[WHAT YOU WILL DO]:
Wherever a line in the data below holds "styles", copy that line.

** START **

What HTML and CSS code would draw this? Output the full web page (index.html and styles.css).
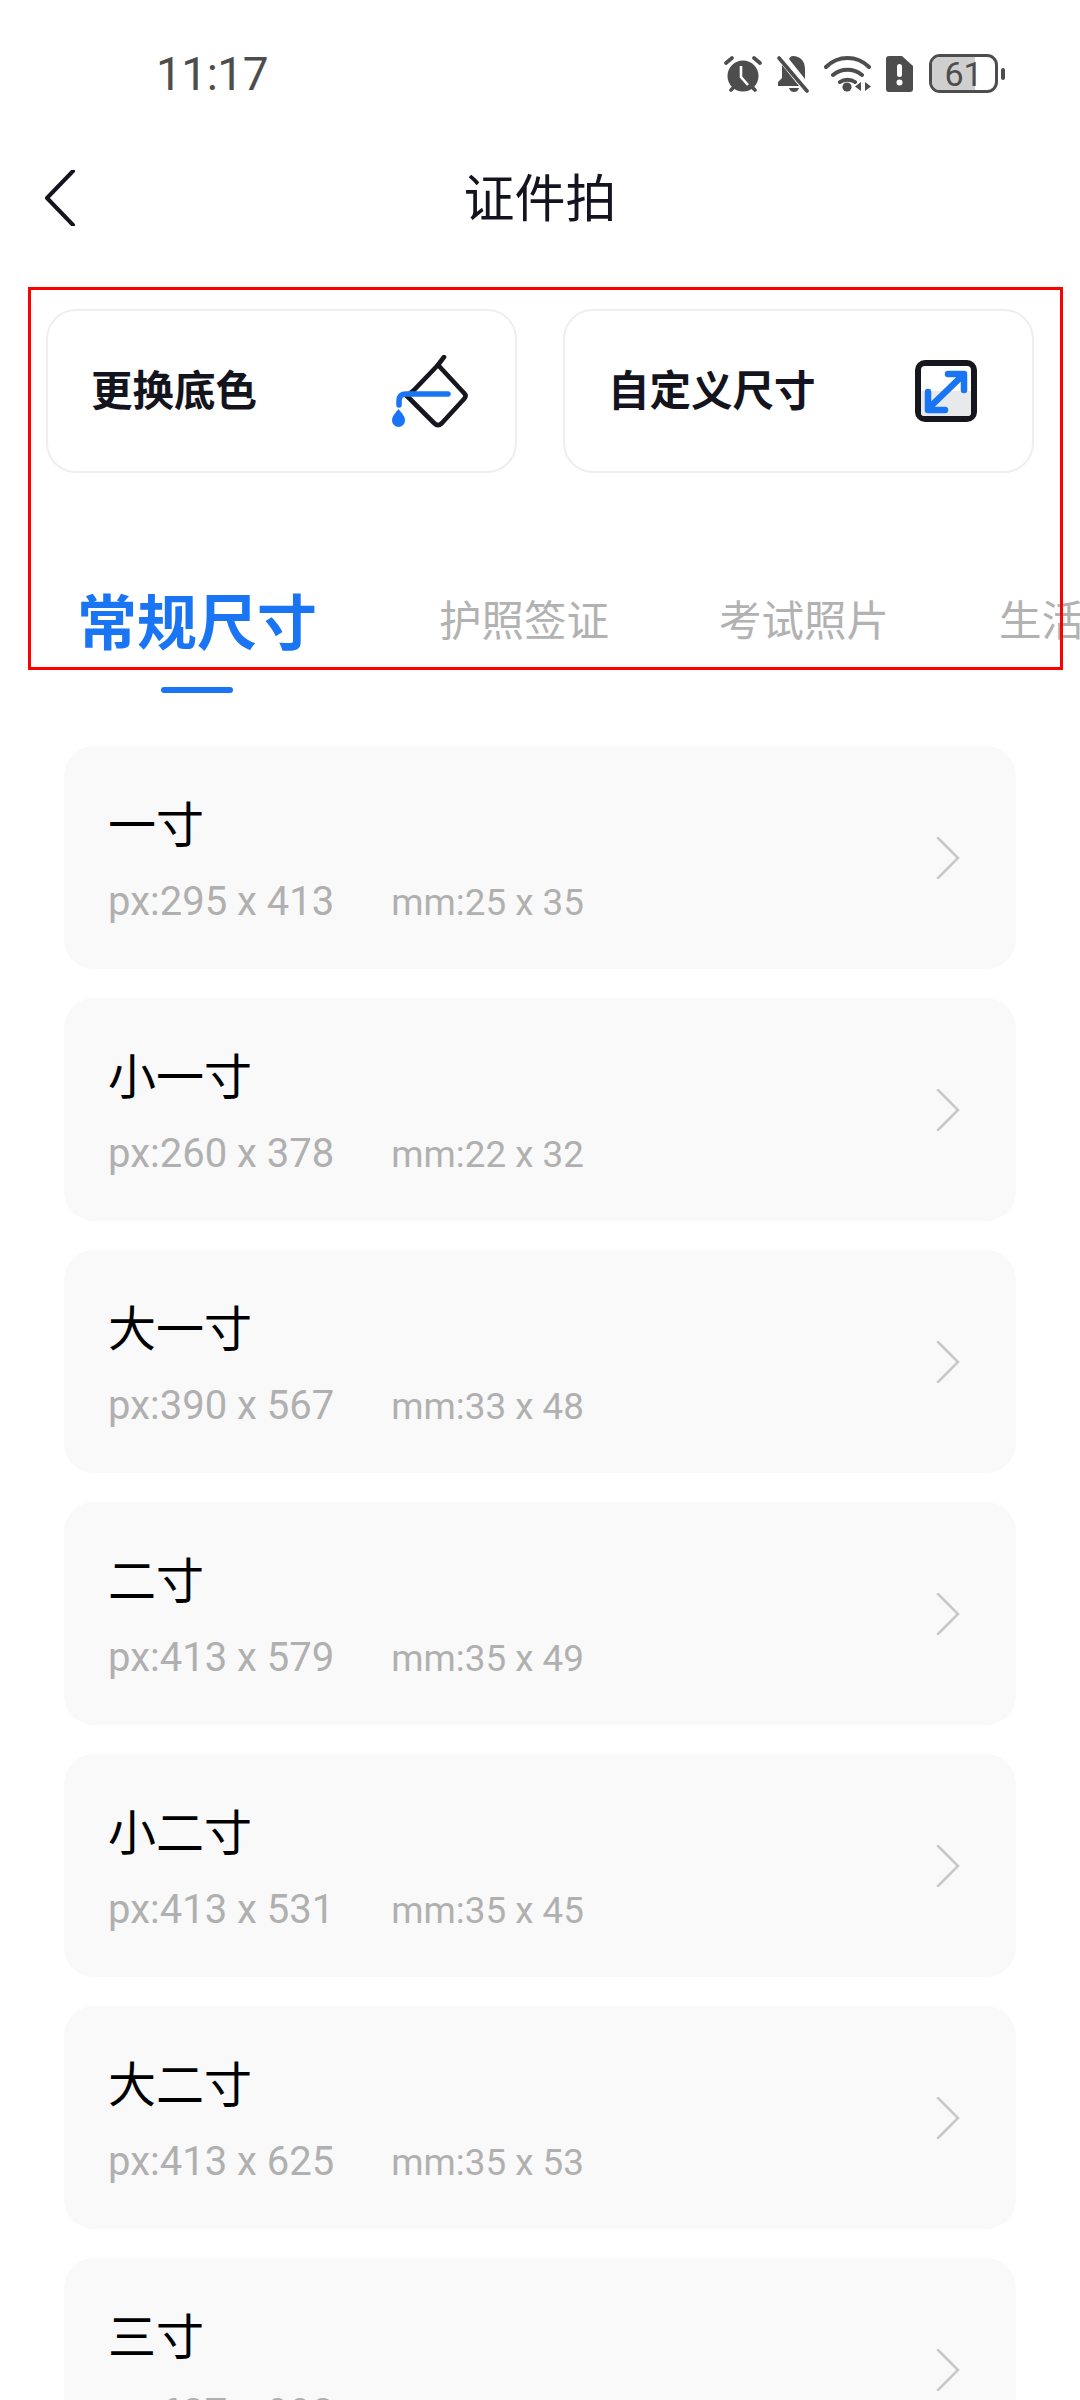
FILE: index.html
```html
<!DOCTYPE html>
<html lang="zh">
<head>
<meta charset="utf-8">
<title>证件拍</title>
<link rel="stylesheet" href="styles.css">
</head>
<body>
<div class="page">
  <header class="status">
    <span class="time">11:17</span>
    <div class="status-icons">
      <svg width="38" height="38" viewBox="0 0 38 38"><path class="s" d="M2 8l6-5M36 8l-6-5M7 35l3-3M31 35l-3-3" stroke-width="3.6"/><circle cx="19" cy="21" r="15.500" fill="#4d4d4d"/><path d="M17 11v11l7 8" fill="none" stroke="#fff" stroke-width="2.600"/></svg>
      <svg width="32" height="38" viewBox="0 0 32 38"><path d="M16 1c7 0 12 5 12 13v10L12 4c1-2 2-3 4-3zM5 10l17 21H1v-4l4-4zM12 33h10c-1 3-3 4-5 4s-4-1-5-4z" fill="#4d4d4d"/><path class="s" d="M2 3l28 33" stroke-width="3.600"/></svg>
      <svg width="47" height="36" viewBox="0 0 47 36"><path class="s" d="M2 11c12-12 31-12 43 0M9 19c8-7 21-7 29 0M16 26c4-3 11-3 15 0" stroke-width="4"/><circle cx="23" cy="31" r="4.600" fill="#4d4d4d"/><path d="M37 26v9l-6-4.500zM41 26v9l6-4.500z" fill="#4d4d4d"/></svg>
      <svg width="27" height="36" viewBox="0 0 27 36"><path d="M3 0h13l11 10v23a3 3 0 0 1-3 3H3a3 3 0 0 1-3-3V3a3 3 0 0 1 3-3z" fill="#4d4d4d"/><rect x="11" y="8" width="5" height="13" rx="2.500" fill="#fff"/><circle cx="13.500" cy="26.500" r="3" fill="#fff"/></svg>
      <div class="battery">
        <div class="battery-body"><div class="battery-fill"></div><span class="battery-num">61</span></div>
        <div class="battery-cap"></div>
      </div>
    </div>
  </header>

  <nav class="nav">
    <svg class="back" width="34" height="56" viewBox="0 0 34 56"><path d="M29 1L3 28l26 27" fill="none" stroke="#141420" stroke-width="4" stroke-linecap="round" stroke-linejoin="round"/></svg>
    <h1 class="title">证件拍</h1>
  </nav>

  <section class="tools">
    <div class="tool">
      <span class="tool-label">更换底色</span>
      <svg class="tool-icon" width="76" height="73" viewBox="0 0 76 73"><path d="M46 10l26 28q3 3 0 6L50 68q-4 4-8 0L15 41" fill="none" stroke="#16161e" stroke-width="4.600" stroke-linejoin="round" stroke-linecap="round"/><path d="M46 10L22 35 15 41M46 10l6-8" fill="none" stroke="#16161e" stroke-width="4.600" stroke-linecap="round"/><path d="M56 39H14q-7 0-7 7v4" fill="none" stroke="#1a75f5" stroke-width="5.500" stroke-linecap="round"/><path d="M6.500 54c3 4 6.500 7 6.500 11.500a6.500 6.500 0 0 1-13 0C0 61 3.500 58 6.500 54z" fill="#1a75f5"/></svg>
    </div>
    <div class="tool">
      <span class="tool-label">自定义尺寸</span>
      <svg class="tool-icon tool-icon-resize" width="62" height="62" viewBox="0 0 62 62"><rect x="3" y="3" width="56" height="56" rx="7" fill="#fff" stroke="#16161e" stroke-width="6"/><path d="M6 31h50v22a3 3 0 0 1-3 3H9a3 3 0 0 1-3-3z" fill="#e8e9eb"/><path d="M16 46L47 16M33 14h16v16M13 32v18h17" fill="none" stroke="#1a75f5" stroke-width="6.500" stroke-linecap="round" stroke-linejoin="round"/></svg>
    </div>
  </section>

  <div class="tabs">
    <div class="tab tab-active">常规尺寸</div>
    <div class="tab">护照签证</div>
    <div class="tab">考试照片</div>
    <div class="tab">生活照片</div>
  </div>
  <div class="tab-indicator"></div>

  <main class="list">
    <article class="row"><div class="row-text"><div class="row-name">一寸</div><div class="row-meta"><span class="px">px:295 x 413</span><span class="mm">mm:25 x 35</span></div></div><svg class="chev" width="24" height="42" viewBox="0 0 24 42"><path d="M2 1l20 20L2 41"/></svg></article>
    <article class="row"><div class="row-text"><div class="row-name">小一寸</div><div class="row-meta"><span class="px">px:260 x 378</span><span class="mm">mm:22 x 32</span></div></div><svg class="chev" width="24" height="42" viewBox="0 0 24 42"><path d="M2 1l20 20L2 41"/></svg></article>
    <article class="row"><div class="row-text"><div class="row-name">大一寸</div><div class="row-meta"><span class="px">px:390 x 567</span><span class="mm">mm:33 x 48</span></div></div><svg class="chev" width="24" height="42" viewBox="0 0 24 42"><path d="M2 1l20 20L2 41"/></svg></article>
    <article class="row"><div class="row-text"><div class="row-name">二寸</div><div class="row-meta"><span class="px">px:413 x 579</span><span class="mm">mm:35 x 49</span></div></div><svg class="chev" width="24" height="42" viewBox="0 0 24 42"><path d="M2 1l20 20L2 41"/></svg></article>
    <article class="row"><div class="row-text"><div class="row-name">小二寸</div><div class="row-meta"><span class="px">px:413 x 531</span><span class="mm">mm:35 x 45</span></div></div><svg class="chev" width="24" height="42" viewBox="0 0 24 42"><path d="M2 1l20 20L2 41"/></svg></article>
    <article class="row"><div class="row-text"><div class="row-name">大二寸</div><div class="row-meta"><span class="px">px:413 x 625</span><span class="mm">mm:35 x 53</span></div></div><svg class="chev" width="24" height="42" viewBox="0 0 24 42"><path d="M2 1l20 20L2 41"/></svg></article>
    <article class="row"><div class="row-text"><div class="row-name">三寸</div><div class="row-meta"><span class="px">px:637 x 992</span><span class="mm">mm:54 x 84</span></div></div><svg class="chev" width="24" height="42" viewBox="0 0 24 42"><path d="M2 1l20 20L2 41"/></svg></article>
  </main>

  <div class="highlight"></div>
</div>
</body>
</html>
```

FILE: styles.css
```css
* { box-sizing: border-box; margin: 0; padding: 0; }
html, body { width: 1080px; height: 2400px; overflow: hidden; background: #fff; }
body { font-family: "Noto Sans CJK SC", "Noto Sans", sans-serif; }
.page { position: relative; width: 1080px; height: 2400px; overflow: hidden; background: #fff; }

.status { height: 147px; display: flex; align-items: center; justify-content: space-between; padding: 0 75px 0 156px; }
.time { font-family: Roboto, sans-serif; font-size: 46px; color: #4d4d4d; letter-spacing: -0.5px; }
.status-icons { display: flex; align-items: center; gap: 15px; }
.status svg { display: block; }
.s { fill: none; stroke: #4d4d4d; stroke-linecap: round; }
.battery { display: flex; align-items: center; gap: 3px; margin-left: 1px; }
.battery-body { position: relative; width: 69px; height: 39px; border: 3px solid #4d4d4d; border-radius: 11px; overflow: hidden; display: flex; align-items: center; justify-content: center; }
.battery-fill { position: absolute; left: 0; top: 0; bottom: 0; width: 69%; background: #cfcfcf; }
.battery-num { position: relative; font-family: Roboto, sans-serif; font-size: 34px; line-height: 1; color: #4d4d4d; }
.battery-cap { width: 4px; height: 12px; border-radius: 2px; background: #4d4d4d; }

.nav { position: relative; height: 105px; padding-bottom: 8px; display: flex; align-items: center; justify-content: center; }
.back { position: absolute; left: 44px; top: 23px; }
.title { font-size: 51px; font-weight: 400; color: #141420; line-height: 1; }

.tools { display: flex; gap: 46px; padding: 57px 46px 0; }
.tool { flex: 1; height: 164px; border: 2px solid #eeeeee; border-radius: 30px; padding: 0 47px 0 43px; display: flex; align-items: center; justify-content: space-between; }
.tool-label { font-size: 41.500px; font-weight: 700; color: #14141e; line-height: 1; margin-bottom: 4px; }
.tool-icon { flex: none; }
.tool-icon-resize { margin-right: 8px; }

.tabs { display: flex; align-items: center; height: 90px; margin-top: 103px; padding: 0 0 5px 77px; gap: 110px; overflow: hidden; white-space: nowrap; }
.tab { flex: none; font-size: 42.500px; color: #b2b2b2; line-height: 1; }
.tab-active { font-size: 60px; font-weight: 700; color: #1a75f5; margin-right: 12px; }
.tab-indicator { width: 72px; height: 6px; border-radius: 3px; background: #1a75f5; margin: 21px 0 0 161px; }

.list { display: flex; flex-direction: column; gap: 29px; padding: 53px 64px 0; }
.row { flex: none; height: 223px; background: #f9f9f9; border-radius: 30px; display: flex; align-items: center; justify-content: space-between; padding: 0 56px 0 44px; }
.row-text { padding-bottom: 2px; }
.row-name { font-size: 48px; color: #000; line-height: 64px; }
.row-meta { display: flex; align-items: baseline; gap: 57px; font-family: Roboto, sans-serif; color: #b0b0b0; line-height: 44px; margin-top: 27px; }
.px { font-size: 40px; }
.mm { font-size: 36.800px; }
.chev { flex: none; fill: none; stroke: #c8c8c8; stroke-width: 2.500; stroke-linecap: round; }

.highlight { position: absolute; left: 28px; top: 287px; width: 1035px; height: 383px; border: 3px solid #f00; pointer-events: none; }
```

** END **

[WRITTEN ANSWER]:
What HTML and CSS code would draw this? Output the full web page (index.html and styles.css).
<link rel="stylesheet" href="styles.css">
FILE: styles.css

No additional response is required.